Heap Sort — In-Place Priority Queues as a Sort
Heap sort turns a max-heap into an in-place sorting engine: repeatedly extract the largest element to the end and shrink the heap. It guarantees O(n log n) worst case without the extra array merge sort needs.
Why this shows up in the real world
Embedded flight systems sometimes forbid large auxiliary buffers—heap sort’s in-place nature helps. Database engines occasionally externalize merge phases but use heaps for bounded-memory top‑K queries that share machinery with heap sort. Anywhere you already maintain a priority queue for scheduling, understanding heap sort links “priority” to “sorted output.”
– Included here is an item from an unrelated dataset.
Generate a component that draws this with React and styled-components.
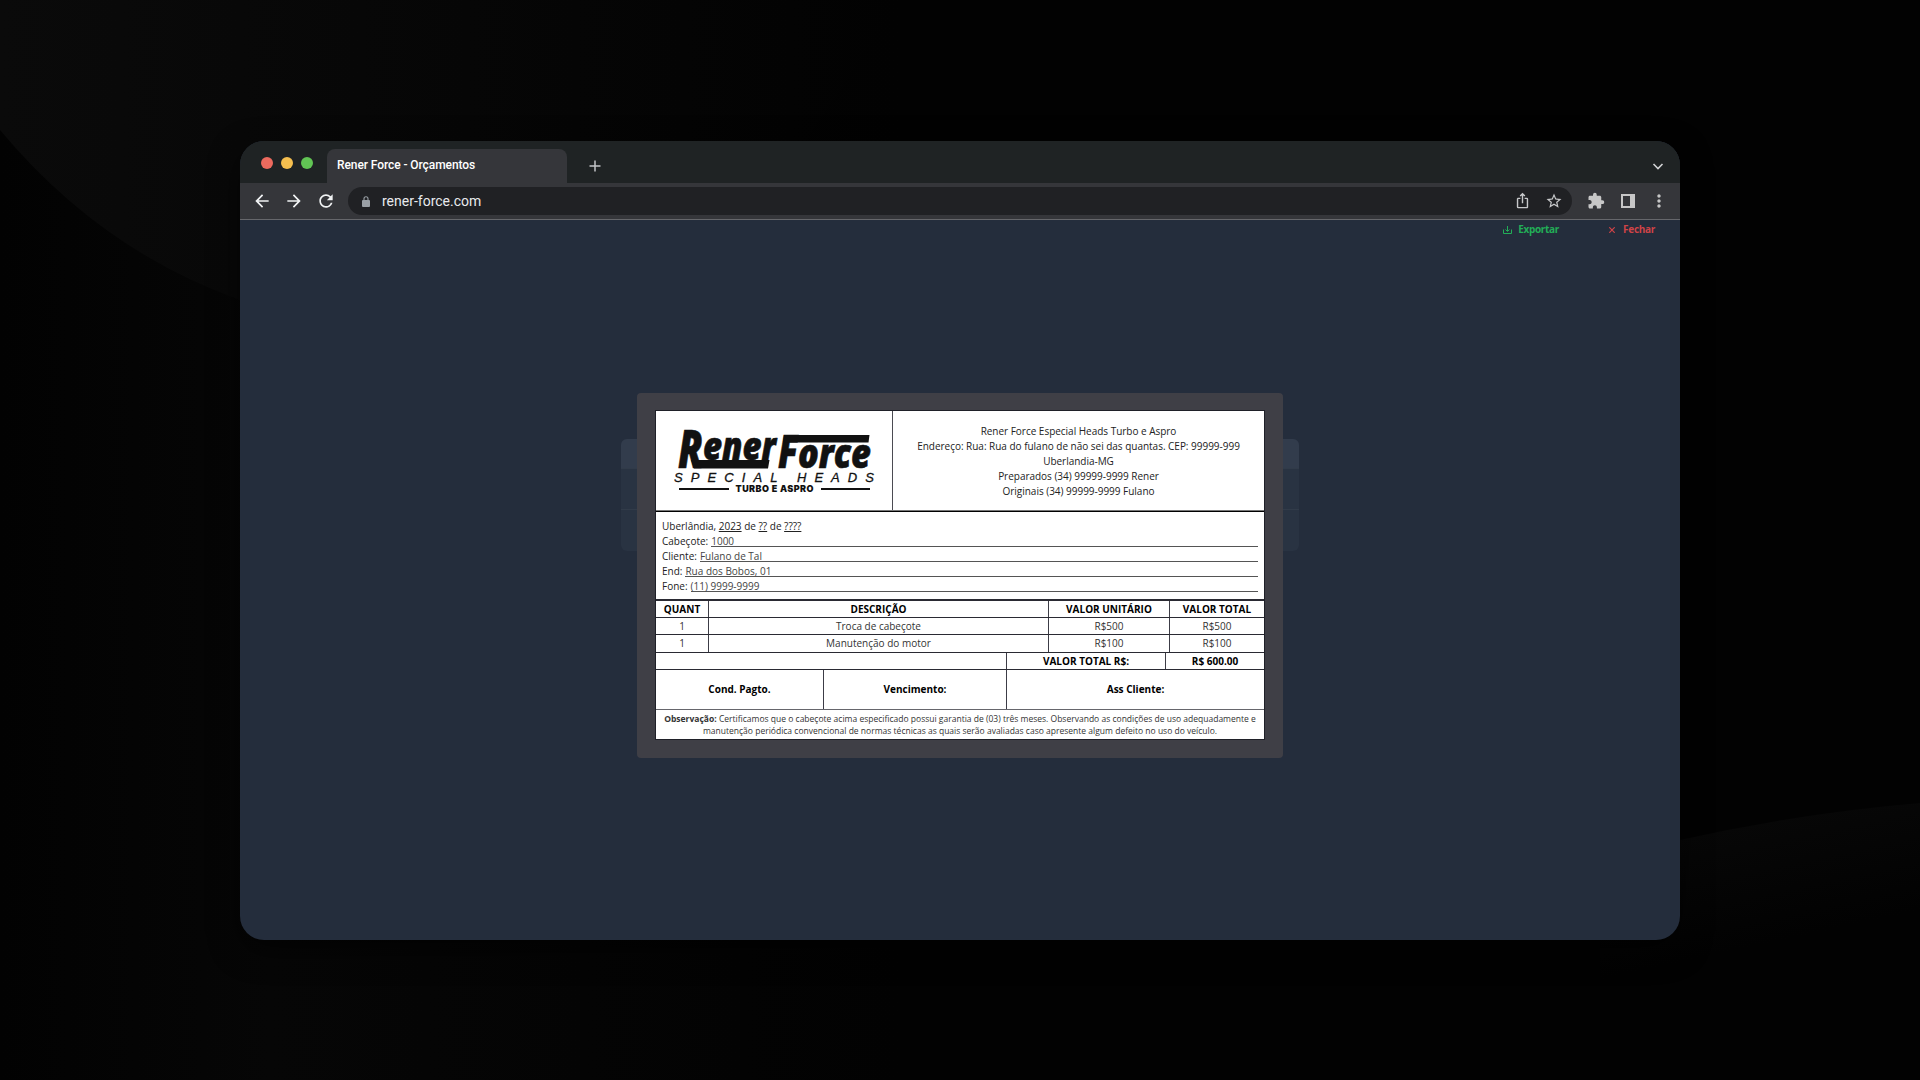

Core idea (explained for students)
Build a max-heap in O(n) with bottom-up heapify. Swap root a[0] with a[n-1], reduce heap size by 1, and sink the new root. Repeat. The tail of the array becomes sorted from the right. Unlike quicksort’s worst case, heap sort’s height is always logarithmic, but cache behavior is often worse than quicksort on random arrays—constants matter in practice.
Try this in Python
import heapq
def heapsort(iterable):
h = []
for value in iterable:
heapq.heappush(h, value)
return [heapq.heappop(h) for _ in range(len(h))]
print(heapsort([3, 1, 4, 1, 5]))
Common mistakes
- Off-by-one heap size when sinking children.
- Mixing min-heap logic with max-heap indexing.
- Forgetting heap sort is not stable in typical textbook variants.
Key takeaways
- O(n log n) time, O(1) extra space for classic in-place variant.
- Worse constant factors than tuned quicksort but predictable worst case.
- Great bridge between priority queues and sorting theory.